O que dizer, pois, ó amiga Vida, diante de tudo isso? Em pensar que trucidei chances de riso; que deixei que se perpetuassem tristezas; que não fui a espada a degolar a maldade que escravizava os corações. O que dizer de mim e a mim mesmo, quando, hoje, tanto tempo depois, reconheço que no recolhimento da minha mão, deixei de levar luz? O que dizer, quando, hoje, diante de alguns fatos, alguma esperança eu tinha a dar a um coitado coração e não o fiz? O que dizer se hoje posso refletir que em alguma vida não fui jardim e deixei de propiciar ambiente seguro para uma flor crescer? O que dizer, dona Vida, se abortei sonhos em mim e noutros?
É, cara Vida, sei que é doloroso tornar-se diamante lapidado. Dá muito, muito trabalho. Às vezes, o caráter pensa não suportar a dor das transformações. O trabalho do Ourives é cirúrgico, paciente. Mas dói menos que a dor do arrependimento. No sofrimento, tu choras sem consolo. Na lapidação, tu choras com companhia ininterrupta. No arrependimento, tu amargas a decepção de saber que poderia ter sido. Na lapidação, tu sonhas a alegria de ser construtor da história. Na lapidação, consome-te o amargor da indiferença de quem te viu no início uma pedra.
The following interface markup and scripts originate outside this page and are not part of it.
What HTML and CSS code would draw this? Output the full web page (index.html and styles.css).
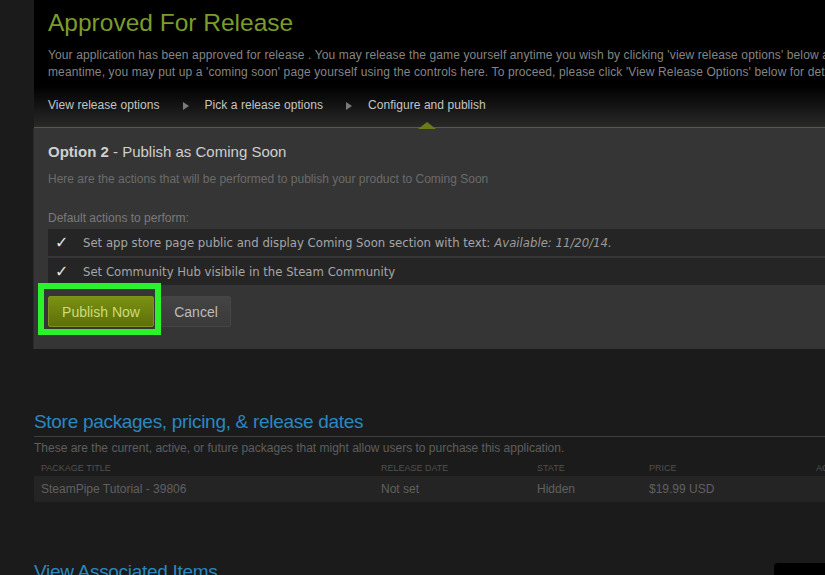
FILE: index.html
```html
<!DOCTYPE html>
<html lang="en">

<head>
    <meta charset="UTF-8">
    <meta name="viewport" content="width=device-width, initial-scale=1.0">
    <link rel="stylesheet" href="styles.css">
    <title>Approved For Release</title>
</head>

<body>
    <div class="page">
        <section class="release">
            <h1>Approved For Release</h1>
            <p class="intro">
                Your application has been approved for release . You may release the game yourself anytime you wish by clicking 'view release options' below and follow the instructions there. In the<br>
                meantime, you may put up a 'coming soon' page yourself using the controls here. To proceed, please click 'View Release Options' below for details.
            </p>
            <nav class="steps">
                <span>View release options</span>
                <i class="arrow"></i>
                <span>Pick a release options</span>
                <i class="arrow"></i>
                <span class="current">Configure and publish</span>
            </nav>
        </section>

        <section class="option">
            <h2><b>Option 2</b> - Publish as Coming Soon</h2>
            <p class="hint">Here are the actions that will be performed to publish your product to Coming Soon</p>
            <p class="label">Default actions to perform:</p>
            <div class="actions">
                <div class="action"><span class="check">✓</span>Set app store page public and display Coming Soon section with text: <em>Available: 11/20/14.</em></div>
                <div class="action"><span class="check">✓</span>Set Community Hub visibile in the Steam Community</div>
            </div>
            <div class="buttons">
                <button class="btn publish">Publish Now</button>
                <button class="btn cancel">Cancel</button>
            </div>
        </section>

        <section class="packages">
            <h2 class="section-title">Store packages, pricing, &amp; release dates</h2>
            <p class="note">These are the current, active, or future packages that might allow users to purchase this application.</p>
            <div class="table">
                <div class="row head">
                    <span>Package title</span>
                    <span>Release date</span>
                    <span>State</span>
                    <span>Price</span>
                    <span>Actions</span>
                </div>
                <div class="row">
                    <span>SteamPipe Tutorial - 39806</span>
                    <span>Not set</span>
                    <span>Hidden</span>
                    <span>$19.99 USD</span>
                    <span></span>
                </div>
            </div>
        </section>

        <h2 class="section-title assoc">View Associated Items</h2>
    </div>
    <div class="corner"></div>
</body>

</html>
```

FILE: styles.css
```css
html,
body {
    height: 100%;
    overflow: hidden;
}

body {
    margin: 0;
    padding: 0;
    background-color: #1b1b1b;
    font-family: 'Liberation Sans', Arial, sans-serif;
    font-size: 12px;
}

.page {
    margin-left: 34px;
    width: 1100px;
}

/* top banner */
.release {
    height: 128px;
    box-sizing: border-box;
    padding: 8px 14px 0;
    background: linear-gradient(to bottom, #000 0, #000 86px, #2a2a2a 128px);
    border-bottom: 1px solid #56612a;
}

.release h1 {
    margin: 0;
    font-size: 24.5px;
    font-weight: normal;
    line-height: 30px;
    color: #7b9c2b;
}

.intro {
    margin: 9px 0 0;
    line-height: 17px;
    letter-spacing: 0.12px;
    color: #858585;
    white-space: nowrap;
}

.steps {
    display: flex;
    align-items: center;
    margin-top: 16px;
    line-height: 17px;
    letter-spacing: 0.05px;
    color: #c4c4c4;
}

.arrow {
    width: 0;
    height: 0;
    margin: 0 16px 0 23px;
    border-top: 4px solid transparent;
    border-bottom: 4px solid transparent;
    border-left: 6px solid #7a7a7a;
}

.current {
    position: relative;
}

.current::after {
    content: "";
    position: absolute;
    left: 50%;
    bottom: -15px;
    margin-left: -9px;
    border-left: 9px solid transparent;
    border-right: 9px solid transparent;
    border-bottom: 7px solid #6a7c17;
}

/* option panel */
.option {
    padding: 14px 0 22px 14px;
    background-color: #353535;
    border-left: 1px solid #2a2a2a;
    margin-left: -1px;
}

.option h2 {
    margin: 0;
    font-size: 15px;
    font-weight: normal;
    line-height: 20px;
    color: #cfcfcf;
}

.hint {
    margin: 9px 0 0;
    line-height: 16px;
    color: #6b6b6b;
}

.label {
    margin: 23px 0 0;
    line-height: 16px;
    color: #7a7a7a;
}

.actions {
    display: flex;
    flex-direction: column;
    gap: 2px;
    margin-top: 3px;
}

.action {
    display: flex;
    align-items: center;
    height: 27px;
    padding-left: 7px;
    background-color: #252525;
    font-family: 'DejaVu Sans', Verdana, sans-serif;
    font-size: 11.7px;
    color: #a6a6a6;
}

.action em {
    margin-left: 4px;
    color: #9a9a9a;
}

.check {
    width: 28px;
    font-size: 16px;
    font-weight: bold;
    color: #e4e4e4;
}

.buttons {
    display: flex;
    gap: 7px;
    margin-top: 11px;
}

.btn {
    height: 31px;
    padding: 0;
    border-radius: 2px;
    font-family: 'Liberation Sans', Arial, sans-serif;
    font-size: 14px;
    white-space: nowrap;
}

.publish {
    position: relative;
    width: 106px;
    border: 1px solid #7d9320;
    background: linear-gradient(to bottom, #7a9112 0, #5d700a 100%);
    color: #cddc7a;
}

.publish::after {
    content: "";
    position: absolute;
    top: -14px;
    left: -11px;
    right: -8px;
    bottom: -9px;
    border: 6px solid #2cf22c;
}

.cancel {
    width: 70px;
    border: 1px solid #454545;
    background: linear-gradient(to bottom, #444 0, #3a3a3a 100%);
    color: #bcbcbc;
}

/* packages */
.section-title {
    margin: 0;
    font-size: 19px;
    font-weight: normal;
    line-height: 24px;
    letter-spacing: -0.3px;
    color: #2a88c0;
}

.packages {
    margin-top: 61px;
}

.packages .section-title {
    padding-bottom: 2px;
    border-bottom: 1px solid #3e3e3e;
}

.note {
    margin: 3px 0 0;
    line-height: 16px;
    color: #5e5e5e;
}

.table {
    margin-top: 4px;
}

.row {
    display: grid;
    grid-template-columns: 340px 156px 112px 167px 100px;
    padding-left: 7px;
    align-items: center;
}

.row.head {
    height: 16px;
    font-size: 9px;
    text-transform: uppercase;
    color: #505050;
}

.row:not(.head) {
    height: 26px;
    background-color: #242424;
    color: #606060;
}

.assoc {
    margin-top: 58px;
}

.corner {
    position: fixed;
    right: 0;
    bottom: 0;
    width: 51px;
    height: 12px;
    background-color: #000;
    border-top-left-radius: 4px;
}
```
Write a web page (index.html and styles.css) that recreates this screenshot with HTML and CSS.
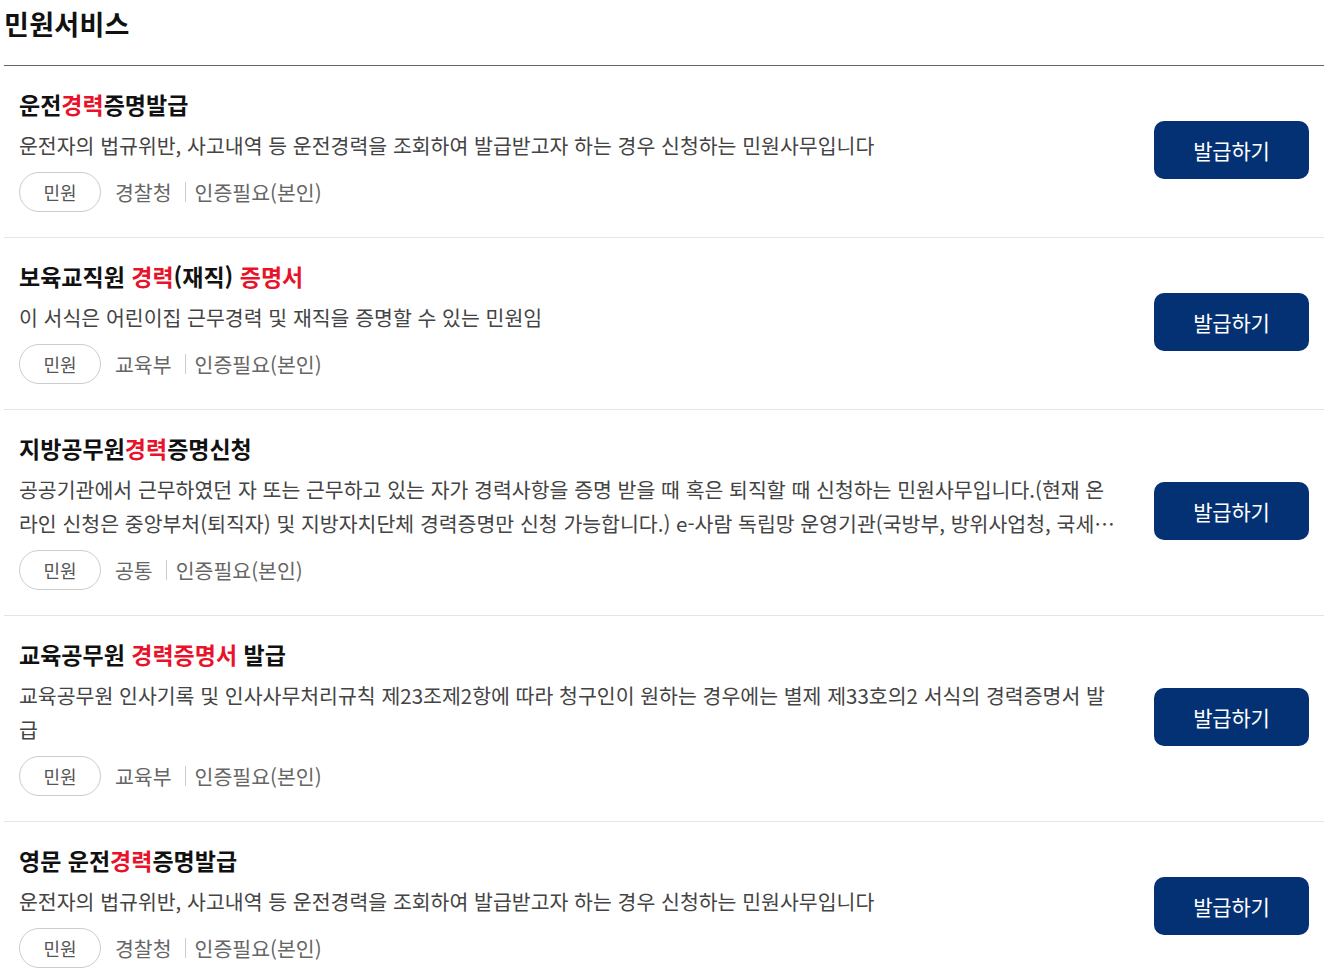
FILE: index.html
```html
<!DOCTYPE html>
<html lang="ko">
<head>
<meta charset="utf-8">
<title>민원서비스</title>
<link rel="stylesheet" href="styles.css">
</head>
<body>
<div class="page">
  <h2 class="page-title">민원서비스</h2>
  <ul class="svc-list">
    <li class="svc-item">
      <div class="svc-body">
        <h3 class="svc-title">운전<em>경력</em>증명발급</h3>
        <p class="svc-desc">운전자의 법규위반, 사고내역 등 운전경력을 조회하여 발급받고자 하는 경우 신청하는 민원사무입니다</p>
        <div class="svc-meta">
          <span class="pill">민원</span>
          <span class="meta-org">경찰청</span>
          <span class="meta-auth">인증필요(본인)</span>
        </div>
      </div>
      <button class="btn-issue" type="button">발급하기</button>
    </li>
    <li class="svc-item">
      <div class="svc-body">
        <h3 class="svc-title">보육교직원 <em>경력</em>(재직) <em>증명서</em></h3>
        <p class="svc-desc">이 서식은 어린이집 근무경력 및 재직을 증명할 수 있는 민원임</p>
        <div class="svc-meta">
          <span class="pill">민원</span>
          <span class="meta-org">교육부</span>
          <span class="meta-auth">인증필요(본인)</span>
        </div>
      </div>
      <button class="btn-issue" type="button">발급하기</button>
    </li>
    <li class="svc-item">
      <div class="svc-body">
        <h3 class="svc-title">지방공무원<em>경력</em>증명신청</h3>
        <p class="svc-desc clamp">공공기관에서 근무하였던 자 또는 근무하고 있는 자가 경력사항을 증명 받을 때 혹은 퇴직할 때 신청하는 민원사무입니다.(현재 온라인 신청은 중앙부처(퇴직자) 및 지방자치단체 경력증명만 신청 가능합니다.) e-사람 독립망 운영기관(국방부, 방위사업청, 국세청, 관세청, 경찰청 등)은 해당 기관으로 신청하시기 바랍니다.</p>
        <div class="svc-meta">
          <span class="pill">민원</span>
          <span class="meta-org">공통</span>
          <span class="meta-auth">인증필요(본인)</span>
        </div>
      </div>
      <button class="btn-issue" type="button">발급하기</button>
    </li>
    <li class="svc-item">
      <div class="svc-body">
        <h3 class="svc-title">교육공무원 <em>경력증명서</em> 발급</h3>
        <p class="svc-desc">교육공무원 인사기록 및 인사사무처리규칙 제23조제2항에 따라 청구인이 원하는 경우에는 별제 제33호의2 서식의 경력증명서 발급</p>
        <div class="svc-meta">
          <span class="pill">민원</span>
          <span class="meta-org">교육부</span>
          <span class="meta-auth">인증필요(본인)</span>
        </div>
      </div>
      <button class="btn-issue" type="button">발급하기</button>
    </li>
    <li class="svc-item">
      <div class="svc-body">
        <h3 class="svc-title">영문 운전<em>경력</em>증명발급</h3>
        <p class="svc-desc">운전자의 법규위반, 사고내역 등 운전경력을 조회하여 발급받고자 하는 경우 신청하는 민원사무입니다</p>
        <div class="svc-meta">
          <span class="pill">민원</span>
          <span class="meta-org">경찰청</span>
          <span class="meta-auth">인증필요(본인)</span>
        </div>
      </div>
      <button class="btn-issue" type="button">발급하기</button>
    </li>
  </ul>
</div>
</body>
</html>
```

FILE: styles.css
```css
* { box-sizing: border-box; }
html, body { margin: 0; padding: 0; background: #fff; }
body {
  font-family: "Noto Sans CJK KR", "Noto Sans", sans-serif;
  color: #111;
}
.page {
  width: 1320px;
  margin-left: 4px;
}
.page-title {
  margin: 0;
  height: 66px;
  padding-top: 4px;
  font-size: 27px;
  line-height: 40px;
  font-weight: 700;
  letter-spacing: 0.3px;
  color: #111;
  border-bottom: 1px solid #666;
}
.svc-list {
  list-style: none;
  margin: 0;
  padding: 0;
}
.svc-item {
  display: flex;
  align-items: center;
  gap: 32px;
  padding: 22px 15px 25px 15px;
  border-bottom: 1px solid #e5e5e5;
}
.svc-body {
  flex: 1;
  min-width: 0;
}
.svc-title {
  margin: 0;
  font-size: 23px;
  line-height: 32px;
  font-weight: 700;
  letter-spacing: 0;
  color: #111;
}
.svc-title em {
  font-style: normal;
  color: #e8132a;
}
.svc-desc {
  margin: 8px 0 0;
  font-size: 20.5px;
  line-height: 34px;
  letter-spacing: 0;
  color: #444;
}
.svc-desc.clamp {
  display: -webkit-box;
  -webkit-line-clamp: 2;
  -webkit-box-orient: vertical;
  overflow: hidden;
  max-height: 68px;
}
.svc-meta {
  display: flex;
  align-items: center;
  margin-top: 10px;
  font-size: 20.5px;
  letter-spacing: 0;
  color: #666;
}
.pill {
  display: inline-flex;
  align-items: center;
  justify-content: center;
  width: 82px;
  height: 40px;
  border: 1px solid #ccc;
  border-radius: 20px;
  font-size: 18px;
  color: #555;
  margin-right: 14px;
}
.meta-org {
  padding-right: 13px;
  margin-right: 9px;
  border-right: 1px solid #ccc;
  line-height: 20px;
}
.btn-issue {
  flex: none;
  width: 155px;
  height: 58px;
  border: none;
  border-radius: 10px;
  background: #043174;
  color: #fff;
  font-family: "Noto Sans CJK KR", "Noto Sans", sans-serif;
  font-size: 21px;
  letter-spacing: -0.2px;
  cursor: pointer;
}
```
Na lapidação, não é o louvor que te enaltece, mas a satisfação interior que te diz que valeu a pena ser participante essencial da tessitura da vida.
Quando se é pedra lapidada, o futuro te sorri com docilidade, porque compreende que, no devido tempo, a ti são devolvidos os frutos de um ato bondoso. Lapidado, desorganizo o caos e reorganizo a vida. Tratado, sou a gênese que flui o Rio da Vida. Trabalhado, encaminho direções corretas. Porém, sendo pedra, apenas consigo deixar de cumprir meu papel. De riso, passo a choro; de esperança, passo a ser descrédito; de aconchego, passo a ser solidão; de acolhimento, passo a ser abandono.
Dona Vida, desculpe por hoje. Não consigo mais escrever. Perdoe-me a franqueza e os borrões do papel. Talvez eles sejam a medida do que se vai aqui dentro. Obrigado pela certeza da sua compreensão. Vou deitar o sono de uma luz que me veio: EU PODERIA SER MELHOR. Tudo é uma questão de decisão.